CBN governor and his troubles
Mr Emefiele’s foray into politics last year, bidding for the APC’s presidential ticket while still in office as the CBN governor, drew wide condemnation among Nigerians.
A PREMIUM TIMES editorial, one of the credible forces that first exposed Mr Emefiele’s covert presidential bid, called on him to either publicly deny it or resign immediately from office to pursue his political dream.
The CBN still faces criticisms for plunging Nigerians into hardships associated with scarcity of the newly introduced naira notes. Nigerians, groaning over the scarcity of new naira notes, urged the CBN governor to rescind the policy.
The redesigned 200, 500 and 1000 notes are hard to come by at Automated Teller Machines – the only place where money can be withdrawn.
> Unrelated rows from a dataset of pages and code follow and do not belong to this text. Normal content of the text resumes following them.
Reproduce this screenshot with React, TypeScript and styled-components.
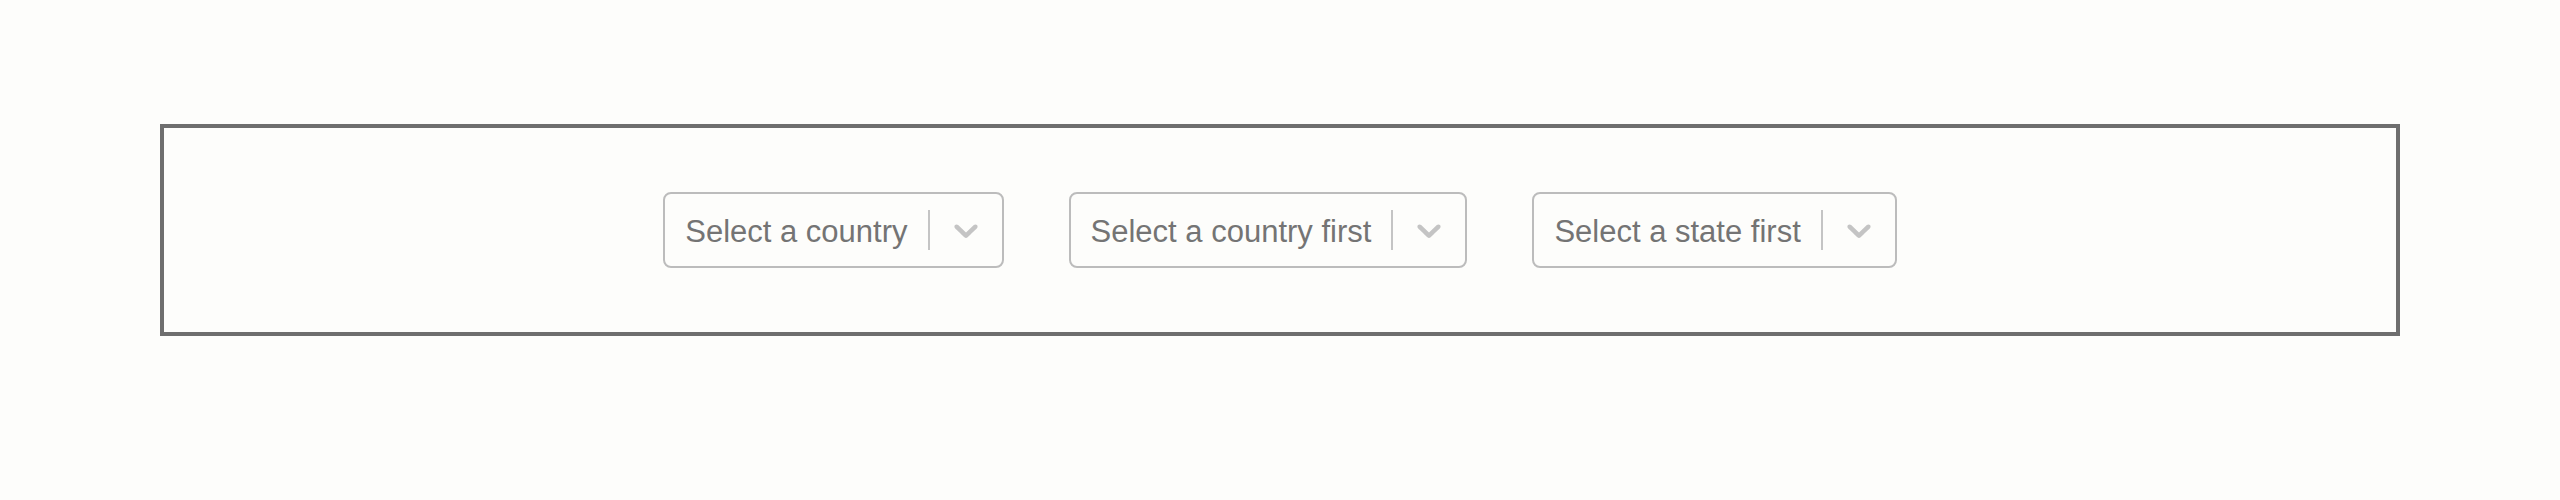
import React from "react";
import styled, { createGlobalStyle } from "styled-components";

const GlobalStyle = createGlobalStyle`
  html, body {
    margin: 0;
    padding: 0;
    background: #fdfdfb;
  }
  body {
    font-family: "Liberation Sans", Arial, sans-serif;
  }
`;

const Page = styled.div`
  padding: 124px 160px 0;
`;

const Frame = styled.div`
  box-sizing: border-box;
  width: 2240px;
  height: 212px;
  border: 4px solid #6e6e6e;
  display: flex;
  align-items: center;
  justify-content: center;
  gap: 65px;
`;

const Control = styled.div`
  box-sizing: border-box;
  display: flex;
  align-items: center;
  min-height: 76px;
  border: 2px solid #bcbcbc;
  border-radius: 8px;
  background: #fdfdfb;
  cursor: default;
`;

const ValueContainer = styled.div`
  padding: 6px 16px 2px;
  display: flex;
  align-items: center;
`;

const Placeholder = styled.span`
  margin: 0 4px;
  font-size: 31px;
  color: #747474;
  white-space: nowrap;
`;

const Indicators = styled.div`
  display: flex;
  align-self: stretch;
  align-items: center;
`;

const Separator = styled.span`
  align-self: stretch;
  width: 2px;
  margin: 16px 0;
  background: #c4c4c4;
`;

const Indicator = styled.div`
  display: flex;
  padding: 16px;
  color: #c4c4c4;
`;

const Chevron = () => (
  <svg width="40" height="40" viewBox="0 0 20 20" fill="currentColor" aria-hidden="true">
    <path d="M4.516 7.548c0.436-0.446 1.043-0.481 1.576 0l3.908 3.747 3.908-3.747c0.533-0.481 1.141-0.446 1.574 0 0.436 0.445 0.408 1.197 0 1.615-0.406 0.418-4.695 4.502-4.695 4.502-0.217 0.223-0.502 0.335-0.787 0.335s-0.57-0.112-0.789-0.335c0 0-4.287-4.084-4.695-4.502s-0.436-1.17 0-1.615z" />
  </svg>
);

const Select = ({ placeholder }: { placeholder: string }) => (
  <Control>
    <ValueContainer>
      <Placeholder>{placeholder}</Placeholder>
    </ValueContainer>
    <Indicators>
      <Separator />
      <Indicator>
        <Chevron />
      </Indicator>
    </Indicators>
  </Control>
);

const App = () => {
  return (
    <>
      <GlobalStyle />
      <Page>
        <Frame>
          <Select placeholder="Select a country" />
          <Select placeholder="Select a country first" />
          <Select placeholder="Select a state first" />
        </Frame>
      </Page>
    </>
  );
};

export default App;
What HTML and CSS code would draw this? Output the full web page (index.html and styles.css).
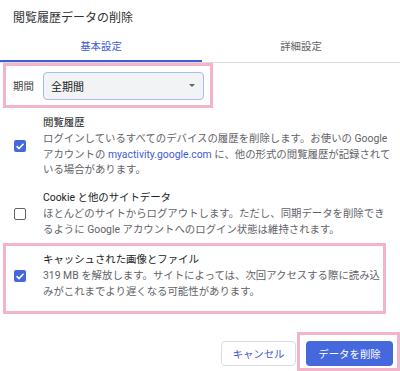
FILE: index.html
```html
<!DOCTYPE html>
<html lang="ja">
<head>
<meta charset="utf-8">
<title>閲覧履歴データの削除</title>
<link rel="stylesheet" href="styles.css">
</head>
<body>
<div class="dialog">
  <div class="dialog-title">閲覧履歴データの削除</div>
  <div class="tabs">
    <div class="tab active">基本設定</div>
    <div class="tab rest">詳細設定</div>
  </div>

  <div class="period-box">
    <span class="period-label">期間</span>
    <div class="select"><span>全期間</span><span class="arrow"></span></div>
  </div>

  <div class="items">
    <div class="item">
      <span class="checkbox checked"><svg viewBox="0 0 12 12" width="12" height="12"><path d="M2.6 6.1 L5 8.5 L9.5 3.7" fill="none" stroke="#fff" stroke-width="1.6"/></svg></span>
      <div class="item-text">
        <div class="item-title">閲覧履歴</div>
        <div class="item-desc">ログインしているすべてのデバイスの履歴を削除します。お使いの Google<br>アカウントの <span class="link">myactivity.google.com</span> に、他の形式の閲覧履歴が記録されて<br>いる場合があります。</div>
      </div>
    </div>
    <div class="item">
      <span class="checkbox"></span>
      <div class="item-text">
        <div class="item-title">Cookie と他のサイトデータ</div>
        <div class="item-desc">ほとんどのサイトからログアウトします。ただし、同期データを削除でき<br>るように Google アカウントへのログイン状態は維持されます。</div>
      </div>
    </div>
  </div>

  <div class="highlight-item">
    <div class="item">
      <span class="checkbox checked"><svg viewBox="0 0 12 12" width="12" height="12"><path d="M2.6 6.1 L5 8.5 L9.5 3.7" fill="none" stroke="#fff" stroke-width="1.6"/></svg></span>
      <div class="item-text">
        <div class="item-title">キャッシュされた画像とファイル</div>
        <div class="item-desc">319 MB を解放します。サイトによっては、次回アクセスする際に読み込<br>みがこれまでより遅くなる可能性があります。</div>
      </div>
    </div>
  </div>

  <div class="footer">
    <div class="btn cancel">キャンセル</div>
    <div class="btn-box"><div class="btn primary">データを削除</div></div>
  </div>
</div>
</body>
</html>
```
FILE: styles.css
```css
* { box-sizing: border-box; }
html, body { margin: 0; padding: 0; background: #fff; }
body {
  width: 400px;
  height: 371px;
  overflow: hidden;
  font-family: Roboto, "Noto Sans CJK JP", sans-serif;
  color: #202124;
}
.dialog-title {
  padding: 10px 13px 0;
  font-size: 12px;
  line-height: 16px;
  color: #303134;
}
.tabs {
  display: flex;
  height: 37px;
  border-bottom: 1px solid #dadce0;
}
.tab {
  display: flex;
  align-items: center;
  justify-content: center;
  padding-top: 2px;
  font-size: 10.4px;
  color: #5f6368;
}
.tab.active {
  width: 202px;
  color: #3f5bd6;
  box-shadow: inset 0 -2px 0 #3f5bd6;
}
.tab.rest { flex: 1; }

.period-box {
  margin-left: 3px;
  width: 210px;
  height: 45px;
  border: 3px solid #f3b4cb;
  padding: 0 6px 0 7px;
  display: flex;
  align-items: center;
  gap: 10px;
}
.period-label {
  flex: none;
  width: 20px;
  white-space: nowrap;
  font-size: 10.4px;
  color: #3c4043;
}
.select {
  flex: none;
  width: 161px;
  height: 28px;
  border: 1px solid #a9bcef;
  border-radius: 4px;
  background: #f1f3f4;
  display: flex;
  align-items: center;
  justify-content: space-between;
  padding: 0 8px 0 7px;
  font-size: 11px;
  color: #202124;
}
.arrow {
  width: 0;
  height: 0;
  border-left: 3px solid transparent;
  border-right: 3px solid transparent;
  border-top: 3px solid #5f6368;
}

.items { margin-top: 7px; }
.item {
  display: flex;
  align-items: center;
  gap: 17px;
  padding-left: 14px;
}
.item + .item { margin-top: 12.5px; }
.checkbox {
  flex: none;
  width: 12px;
  height: 12px;
  border: 1.6px solid #5f6368;
  border-radius: 2px;
  display: block;
}
.checkbox.checked {
  border: none;
  background: #4568dc;
}
.checkbox svg { display: block; }
.item-text {
  font-size: 10.4px;
  white-space: nowrap;
}
.item-title { line-height: 16px; color: #202124; }
.item-desc { line-height: 15.5px; color: #5f6368; }
.link { color: #3f5bd6; }

.highlight-item {
  margin: 6px 0 0 3px;
  width: 383px;
  border: 3px solid #f3b4cb;
  padding: 6px 0 12px 0;
}
.highlight-item .item { padding-left: 8px; }

.footer {
  margin-top: 18px;
  display: flex;
  justify-content: flex-end;
  align-items: flex-start;
}
.btn {
  height: 25px;
  border-radius: 4px;
  display: flex;
  align-items: center;
  justify-content: center;
  font-size: 10.4px;
}
.cancel {
  width: 75px;
  margin-top: 9px;
  margin-right: 1px;
  border: 1px solid #dadce0;
  color: #3f5bd6;
  background: #fff;
}
.btn-box {
  width: 103px;
  height: 39px;
  border: 3px solid #f3b4cb;
  padding: 6px 4px 2px 6px;
}
.primary {
  width: 87px;
  background: #4568dc;
  color: #fff;
}
```
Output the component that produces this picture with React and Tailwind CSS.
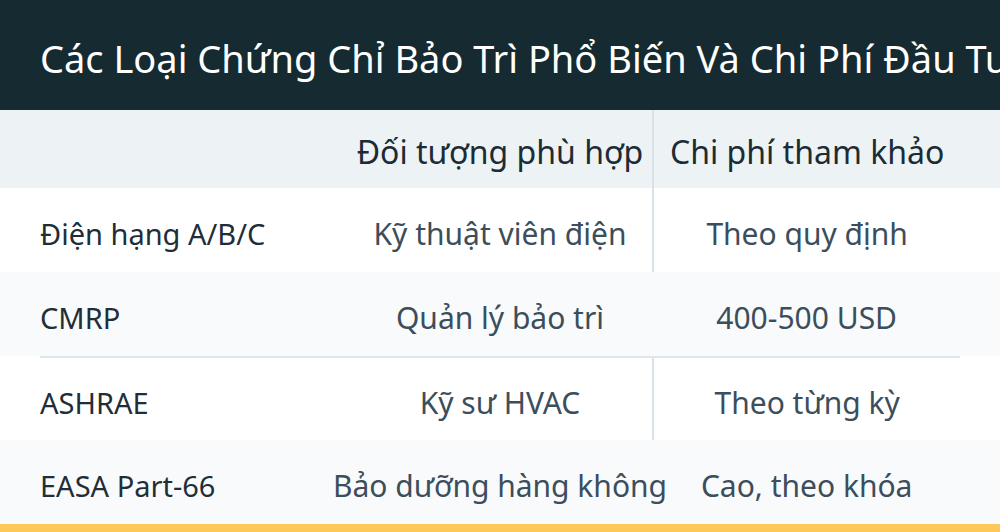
const rows = [
  { name: "Điện hạng A/B/C", target: "Kỹ thuật viên điện", cost: "Theo quy định", light: false },
  { name: "CMRP", target: "Quản lý bảo trì", cost: "400-500 USD", light: true },
  { name: "ASHRAE", target: "Kỹ sư HVAC", cost: "Theo từng kỳ", light: false, topLine: true },
  { name: "EASA Part-66", target: "Bảo dưỡng hàng không", cost: "Cao, theo khóa", light: true },
];

export default function App() {
  return (
    <div
      className="w-[1000px] h-[532px] overflow-hidden bg-white flex flex-col"
      style={{ fontFamily: '"Noto Sans", "Open Sans", sans-serif' }}
    >
      <div className="h-[110px] shrink-0 bg-[#152a31] flex items-center pl-10 pt-[6px] whitespace-nowrap overflow-hidden">
        <h1 className="text-[38px] text-white font-normal leading-none">
          Các Loại Chứng Chỉ Bảo Trì Phổ Biến Và Chi Phí Đầu Tư
        </h1>
      </div>

      <div className="h-[78px] shrink-0 bg-[#edf2f5] px-10 grid grid-cols-3">
        <div />
        <div className="flex items-center justify-center pt-[6px] text-[32px] text-[#1b2c34] whitespace-nowrap">
          Đối tượng phù hợp
        </div>
        <div className="flex items-center justify-center pt-[6px] -ml-[1px] text-[32px] text-[#1b2c34] border-l-2 border-[#d9e3e7] whitespace-nowrap">
          Chi phí tham khảo
        </div>
      </div>

      {rows.map((r) => (
        <div key={r.name} className={`shrink-0 ${r.light ? "bg-[#f8fafb]" : "bg-white"}`}>
          <div className="px-10">
            {r.topLine && <div className="h-[2px] bg-[#dde6eb]" />}
            <div className={`grid grid-cols-3 whitespace-nowrap ${r.topLine ? "h-[82px]" : "h-[84px]"}`}>
              <div className="flex items-center pt-[7px] text-[29px] text-[#1f2e37]">{r.name}</div>
              <div className="flex items-center justify-center pt-[7px] text-[30px] text-[#3c4e5b]">
                {r.target}
              </div>
              <div
                className={`flex items-center justify-center pt-[7px] text-[30px] text-[#3c4e5b] ${
                  r.light ? "" : "-ml-[1px] border-l-2 border-[#d9e3e7]"
                }`}
              >
                {r.cost}
              </div>
            </div>
          </div>
        </div>
      ))}

      <div className="h-[8px] shrink-0 bg-[#fdc857]" />
    </div>
  );
}
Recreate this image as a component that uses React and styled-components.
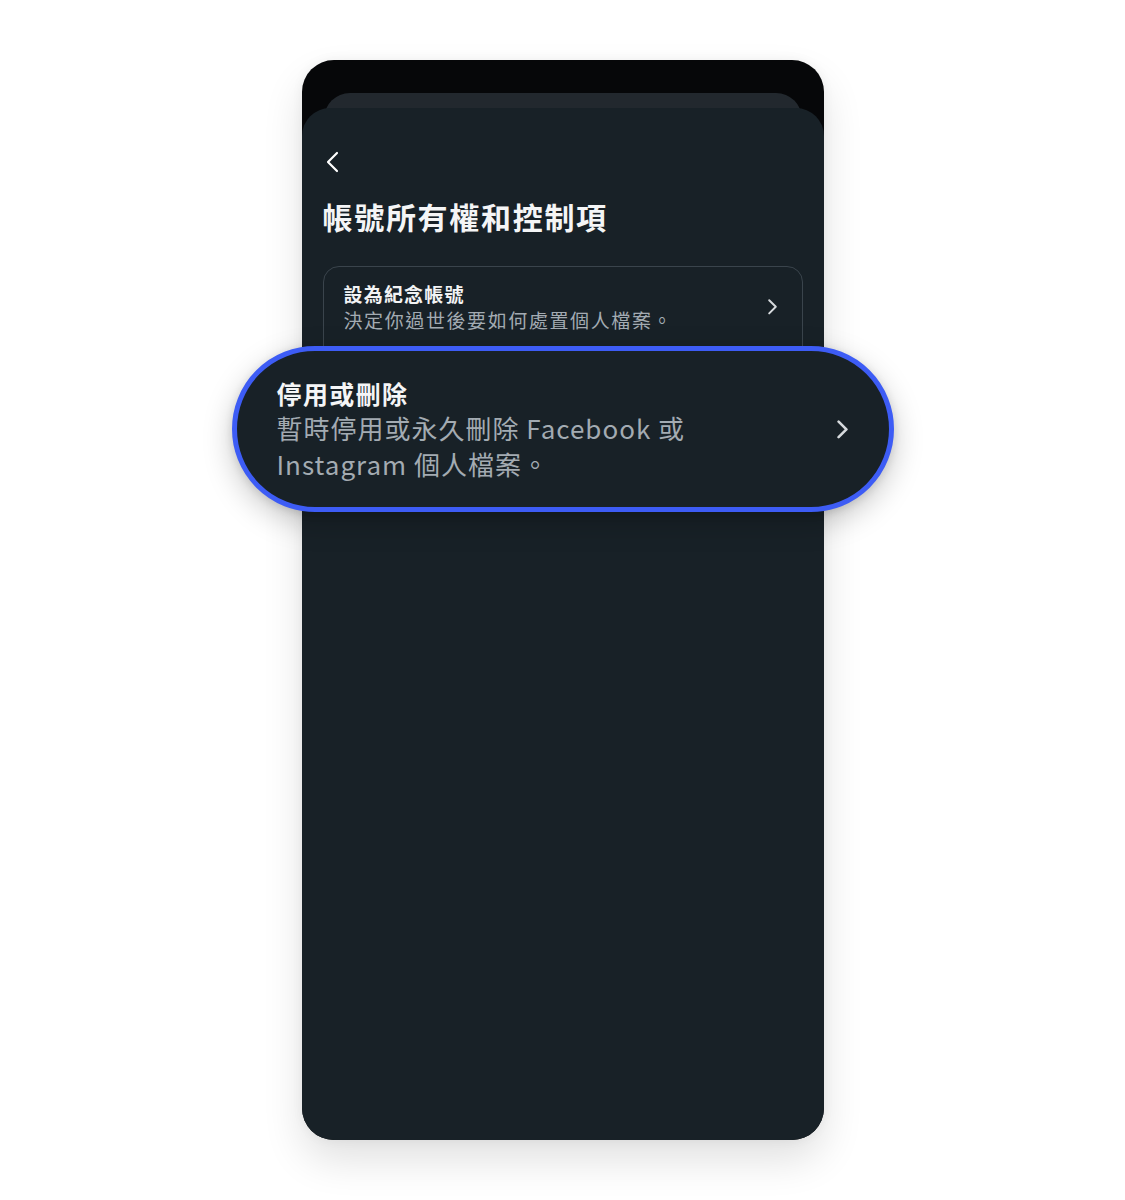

But Mr Emefiele only extended the deadline by 10 days from 31 January to 10 February, which many have said is insufficient to address the acute shortage of the new notes.
The presidential candidate of the APC, Bola Tinubu, in a veiled reference to the monetary policy, condemned the scarcity of the new bank notes, adding that it was a ploy to scuttle his chances of winning the election.
Appearing before the House of Representatives, Mr Emefiele explained that old naira notes would be accepted by banks even after the 10 February deadline.
A law professor, Joshua Alobo, had sued the CBN seeking an extension of the deadline.
The apex bank had on 26 October, 2022, announced the introduction of redesigned 200, 500 and 1,000 naira notes into the financial system.
But access to the new notes remains a herculean task as people throng ATMs in a bid to withdraw money.